Now a few years down the road, Angie, who translated ‘Laskar Pelangi,’ from Indonesian to English, talks about her favorite Indonesian writers, the differences between Americans and Indonesians and what it’s like to be the only non‑Muslim teaching at the Lazuardi Global Islamic School.
Who is your favorite Indonesian writer?
Pramoedya Ananta Toer, as cliche as that sounds. He wrote all kinds of things, but what he’s most famous for is the ‘Buru Quartet.’ He came up with them while he was in prison during the Suharto era.
He came up with all these stories, communicated them to all the other prisoners and then eventually wrote them down.
A more modern figure that I like is Ayu Utami. She’s pretty edgy. I like her a lot.
So you could speak Indonesian well enough to understand college lectures?
I studied Indonesian before I came here for two years at Ohio University and then I spent a year living in Singosari, so I had a pretty good base.
How would you describe Indonesia?
My grandfather is really funny. I’ll be talking on the phone with him and say something like: ‘Oh, yeah, I was reading in the newspaper that…’ and he’ll say ‘The have newspapers over there?’ But most of my friends say things like ‘Indonesia? What? Where?’ or they ask why.
Things are really different, but then again things are really the same, like sitting in a coffee shop in Ohio or going to the mall.

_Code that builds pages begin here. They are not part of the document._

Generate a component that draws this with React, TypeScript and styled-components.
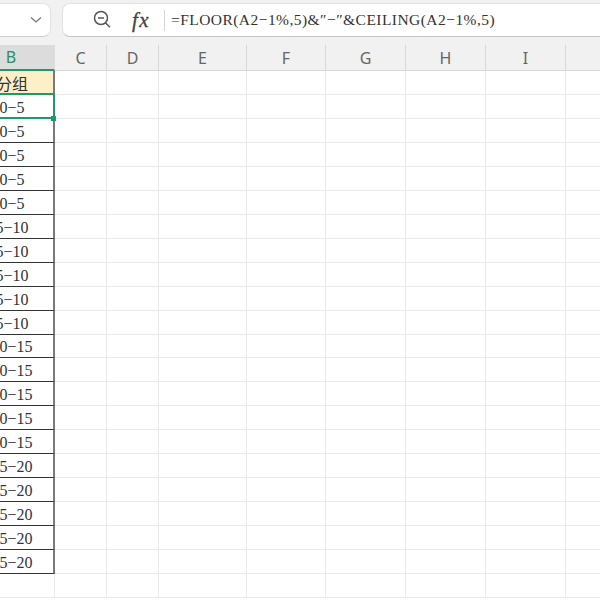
import styled, { createGlobalStyle } from "styled-components"

const Global = createGlobalStyle`
  html, body { margin: 0; padding: 0; background: #fff; }
  body { width: 600px; height: 600px; overflow: hidden; }
`

const columns = [
  { label: "B", width: 84 },
  { label: "C", width: 52 },
  { label: "D", width: 52 },
  { label: "E", width: 88 },
  { label: "F", width: 79 },
  { label: "G", width: 80 },
  { label: "H", width: 80 },
  { label: "I", width: 80 },
  { label: "", width: 80 },
]

const groups = ["0−5", "5−10", "10−15", "15−20"]
const dataRows = groups.flatMap(g => Array<string>(5).fill(g))

const Page = styled.div`
  width: 600px;
  height: 600px;
  overflow: hidden;
  background: #fff;
`

const FormulaBar = styled.div`
  height: 45px;
  box-sizing: border-box;
  padding-top: 3px;
  background: #f1f1f1;
  display: flex;
  gap: 11px;
  overflow: hidden;
`

const NameBox = styled.div`
  width: 52px;
  height: 34px;
  margin-left: -1px;
  box-sizing: border-box;
  background: #fff;
  border: 1px solid #e2e2e2;
  border-bottom-color: #cfcfcf;
  border-left: 0;
  border-radius: 0 8px 8px 0;
  display: flex;
  align-items: center;
  justify-content: flex-end;
  padding-right: 7px;
  color: #777;
`

const FormulaBox = styled.div`
  flex: 1;
  height: 34px;
  margin-right: -12px;
  box-sizing: border-box;
  background: #fff;
  border: 1px solid #e2e2e2;
  border-bottom-color: #c4c4c4;
  border-radius: 8px;
  display: flex;
  align-items: center;
  padding-left: 29px;
`

const ToolIcon = styled.svg`
  flex-shrink: 0;
  display: block;
`

const FxMark = styled.span`
  font-family: "Liberation Serif", serif;
  font-style: italic;
  font-size: 21px;
  line-height: 22px;
  color: #444;
  margin-left: 20px;
  width: 24px;
  letter-spacing: 1.5px;
  -webkit-text-stroke: 0.3px #444;
`

const Divider = styled.div`
  width: 1px;
  height: 21px;
  background: #d4d4d4;
  margin: 0 6px 0 8px;
`

const FormulaText = styled.div`
  font-family: "Liberation Serif", "Noto Sans CJK SC", serif;
  font-size: 15.5px;
  letter-spacing: 0.45px;
  color: #333;
  white-space: nowrap;
`

const Sheet = styled.div`
  margin-left: -29px;
`

const HeaderRow = styled.div`
  display: flex;
  height: 26px;
  background: #f1f1f1;
`

const HeaderCell = styled.div<{ $width: number; $active?: boolean }>`
  width: ${p => p.$width}px;
  box-sizing: border-box;
  flex-shrink: 0;
  display: flex;
  align-items: center;
  justify-content: center;
  padding-right: ${p => (p.$active ? 3 : 0)}px;
  font-family: "Noto Sans", "Liberation Sans", sans-serif;
  font-size: 16px;
  color: ${p => (p.$active ? "#2a8f66" : "#666")};
  background: ${p => (p.$active ? "#dcdcdc" : "transparent")};
  border-right: 1px solid ${p => (p.$active ? "#dcdcdc" : "#d8d8d8")};
  border-bottom: ${p => (p.$active ? "2px solid #1c9a6b" : "1px solid #d8d8d8")};
`

const Row = styled.div<{ $short?: boolean }>`
  display: flex;
  height: ${p => (p.$short ? 23 : 24)}px;
`

const Cell = styled.div<{ $width: number }>`
  width: ${p => p.$width}px;
  box-sizing: border-box;
  flex-shrink: 0;
  border-right: 1px solid #e9e9e9;
  border-bottom: 1px solid #e9e9e9;
`

const DataCell = styled.div<{ $width: number; $title?: boolean }>`
  width: ${p => p.$width}px;
  position: relative;
  box-sizing: border-box;
  flex-shrink: 0;
  display: flex;
  align-items: center;
  justify-content: center;
  padding-top: ${p => (p.$title ? 0 : 2)}px;
  font-family: "Liberation Serif", "Noto Sans CJK SC", serif;
  font-size: 16px;
  color: #333;
  white-space: nowrap;
  background: ${p => (p.$title ? "#fdf0c8" : "#fff")};
  border-right: 2px solid #7a7a7a;
  border-bottom: 1px solid #333;
`

const Selection = styled.div`
  position: absolute;
  z-index: 1;
  inset: -2px -2px -1px -2px;
  border: 2px solid #1c9a6b;
  pointer-events: none;

  &::after {
    content: "";
    position: absolute;
    right: -3px;
    bottom: -4px;
    width: 5px;
    height: 5px;
    background: #1c9a6b;
  }
`

export default function App() {
  return (
    <Page>
      <Global />
      <FormulaBar>
        <NameBox>
          <svg width="14" height="14" viewBox="0 0 14 14" fill="none" stroke="currentColor" strokeWidth="1.3">
            <path d="M2 4.5l5 4.5 5-4.5" />
          </svg>
        </NameBox>
        <FormulaBox>
          <ToolIcon width="20" height="20" viewBox="0 0 20 20" fill="none" stroke="#555" strokeWidth="1.5">
            <circle cx="9" cy="8" r="6.5" />
            <path d="M6 8h6M13.6 13l4.4 4.2" />
          </ToolIcon>
          <FxMark>fx</FxMark>
          <Divider />
          <FormulaText>=FLOOR(A2−1%,5)&amp;″−″&amp;CEILING(A2−1%,5)</FormulaText>
        </FormulaBox>
      </FormulaBar>
      <Sheet>
        <HeaderRow>
          {columns.map((c, i) => (
            <HeaderCell key={i} $active={i === 0} $width={c.width}>
              {c.label}
            </HeaderCell>
          ))}
        </HeaderRow>
        <Row>
          <DataCell $title $width={columns[0].width}>
            分组
          </DataCell>
          {columns.slice(1).map((c, i) => (
            <Cell key={i} $width={c.width} />
          ))}
        </Row>
        {dataRows.map((value, r) => (
          <Row key={r} $short={r === 10}>
            <DataCell $width={columns[0].width}>
              {value}
              {r === 0 && <Selection />}
            </DataCell>
            {columns.slice(1).map((c, i) => (
              <Cell key={i} $width={c.width} />
            ))}
          </Row>
        ))}
        <Row>
          {columns.map((c, i) => (
            <Cell key={i} $width={c.width} />
          ))}
        </Row>
      </Sheet>
    </Page>
  )
}
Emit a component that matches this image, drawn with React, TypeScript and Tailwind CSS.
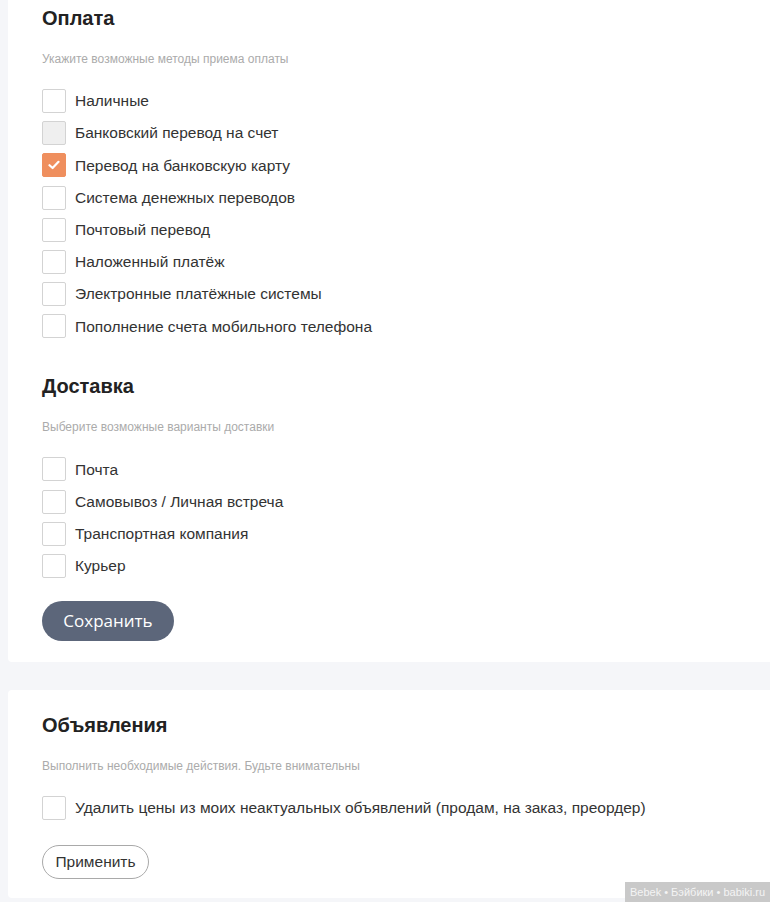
import React, { useState } from 'react';

type Option = { label: string; checked?: boolean; disabled?: boolean };

const payment: Option[] = [
	{ label: 'Наличные' },
	{ label: 'Банковский перевод на счет', disabled: true },
	{ label: 'Перевод на банковскую карту', checked: true },
	{ label: 'Система денежных переводов' },
	{ label: 'Почтовый перевод' },
	{ label: 'Наложенный платёж' },
	{ label: 'Электронные платёжные системы' },
	{ label: 'Пополнение счета мобильного телефона' },
];

const delivery: Option[] = [
	{ label: 'Почта' },
	{ label: 'Самовывоз / Личная встреча' },
	{ label: 'Транспортная компания' },
	{ label: 'Курьер' },
];

const CheckRow: React.FC<{ opt: Option }> = ({ opt }) => {
	const [checked, setChecked] = useState(!!opt.checked);
	let box = 'bg-white border border-[#d3d3d3]';
	if (opt.disabled) box = 'bg-[#efefef] border border-[#d3d3d3]';
	if (checked) box = 'bg-[#ef8f5e] border border-[#ef8f5e]';

	return (
		<label className="flex items-center h-6 cursor-pointer" onClick={() => !opt.disabled && setChecked(!checked)}>
			<span className={`w-6 h-6 rounded-[2px] flex items-center justify-center shrink-0 ${box}`}>
				{checked && (
					<svg width="12" height="10" viewBox="0 0 12 10" fill="none">
						<path d="M1.5 5.2 L4.6 8 L10.5 1.8" stroke="white" strokeWidth="2.2" strokeLinecap="round" strokeLinejoin="round" />
					</svg>
				)}
			</span>
			<span className="ml-[9px] text-[15.5px] text-[#333] leading-none">{opt.label}</span>
		</label>
	);
};

const Section: React.FC<{ title: string; hint: string; options: Option[] }> = ({ title, hint, options }) => (
	<div>
		<h2 className="text-[20px] font-bold text-[#222] leading-[28px]">{title}</h2>
		<p className="mt-[20px] text-[12px] text-[#ababab] leading-[14px]">{hint}</p>
		<div className="mt-[23px] flex flex-col gap-[8.2px]">
			{options.map((o) => (
				<CheckRow key={o.label} opt={o} />
			))}
		</div>
	</div>
);

const App: React.FC = () => {
	return (
		<div className="min-h-screen bg-[#f5f6f9] pl-2 relative overflow-hidden font-['Liberation_Sans',Arial,sans-serif]">
			{/* Settings card: payment + delivery */}
			<div className="bg-white rounded-l-[4px] -mt-[17px] pt-[21px] pb-[21px] px-[34px]">
				<Section title="Оплата" hint="Укажите возможные методы приема оплаты" options={payment} />
				<div className="mt-[34px]">
					<Section title="Доставка" hint="Выберите возможные варианты доставки" options={delivery} />
				</div>
				<button className="mt-[23px] h-10 w-[132px] rounded-full bg-[#5c667a] text-white text-[17px] font-['Open_Sans',sans-serif]">
					Сохранить
				</button>
			</div>

			{/* Listings card */}
			<div className="mt-[28px] bg-white rounded-l-[4px] pt-[21px] pb-[19px] px-[34px]">
				<h2 className="text-[20px] font-bold text-[#222] leading-[28px]">Объявления</h2>
				<p className="mt-[20px] text-[12px] text-[#ababab] leading-[14px]">Выполнить необходимые действия. Будьте внимательны</p>
				<div className="mt-[23px]">
					<CheckRow opt={{ label: 'Удалить цены из моих неактуальных объявлений (продам, на заказ, преордер)' }} />
				</div>
				<button className="mt-[25px] h-[34px] w-[107px] rounded-full border border-[#a9a9a9] bg-white text-[15.5px] text-[#333]">
					Применить
				</button>
			</div>

			<div className="absolute right-0 top-[882px] w-[145px] h-5 bg-[#c9c9c9] text-[#f4f4f4] text-[11px] leading-5 text-center">
				Bebek • Бэйбики • babiki.ru
			</div>
		</div>
	);
};

export default App;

There’s definitely more of a communal feel here. When I was in Singosari [East Java], I was sick and three people came to my house to show that they cared. All I wanted was to be alone, but that was their way of showing that they cared and they were there for me.
What other cultural differences come to mind?
A few months ago, a co-worker’s child died and everybody went to his house immediately. My first thought as an American was: ‘Oh, they probably want to be alone so they can grieve.’
But actually the best thing for them was for everyone to be there for them and give support and show that they’re not alone and that they’re going to be there to help them get through this.
Literally being there for them, not just saying ‘I’m here for you.’ An actually physical presence of being there.
What do your friends back home think of Indonesia?
Back home, all the bad stuff makes the news — about earthquakes, tsunamis and the infamous terrorists and terrorism, but it’s really not like that at all. Disasters happen all over the world. And Indonesia is a big place. Like, if there is a forest fire in California, does that affect Ohio?
What do you think of Jakarta?
It’s bigger than anywhere I’ve ever lived in my life. I’m from Cleveland, Ohio, which is a relatively medium to small city. And then I went to college in Athens, Ohio, which is a small city with a college campus in the middle.
And Jakarta is just like … craziness.
Do you ever pinch yourself about living in Indonesia?
This morning I was BB-ing with my brother and a friend back home on the train and when I got off, I hopped on an ojek and while I was riding I snapped a photo and sent it to them.
They were like: ‘Are you on the back of a motorcycle?’ ‘Do you even know who this guy is?’ And I was like, ‘I’m on an ojek. It’s like a motorcycle taxi.’ We don’t have that back home.
Do you ever wish you still lived in Singosari?
I do and I don’t — as far as I love that year of my life. The whole Fulbright experience was great. I miss that and my friends in Malang and Surabaya.
I feel like I would like it but it wouldn’t be the same. I’m actually going back to see friends in a few weeks. I’m really excited to visit my old school and my students.
Tell us about where you teach now.
I teach elementary and junior high school at the Lazuardi Global Islamic School in Cinere and Cilandak. This is my third year with them. It’s a great school. They incorporate the national curriculum with the Cambridge curriculum.
So do you have to be Muslim to teach at an Islamic school?
No. I do think that I’m the only non-Muslim there, but they’re very welcoming to me.
We have morning prayer for everyone and they say the opening and then read a hadith and discuss it. And every once in a while, I’m asked to share a story or, I grew up Christian, they ask to discuss a Bible story.
Do you ever think about moving back to the States?
No. I’m happy doing what I do and being where I am. For now, I can see myself here for a few years.
People are always, like: ‘What are you gonna do?’ and I turn it around on them: ‘What are you gonna do?’ Do I have to have a plan? Is there a rule? I’m happy with my life now.
How long did it take to translate ‘Laskar Palangi?’
It took about seven months. It should have taken longer … but you know deadlines [smiles].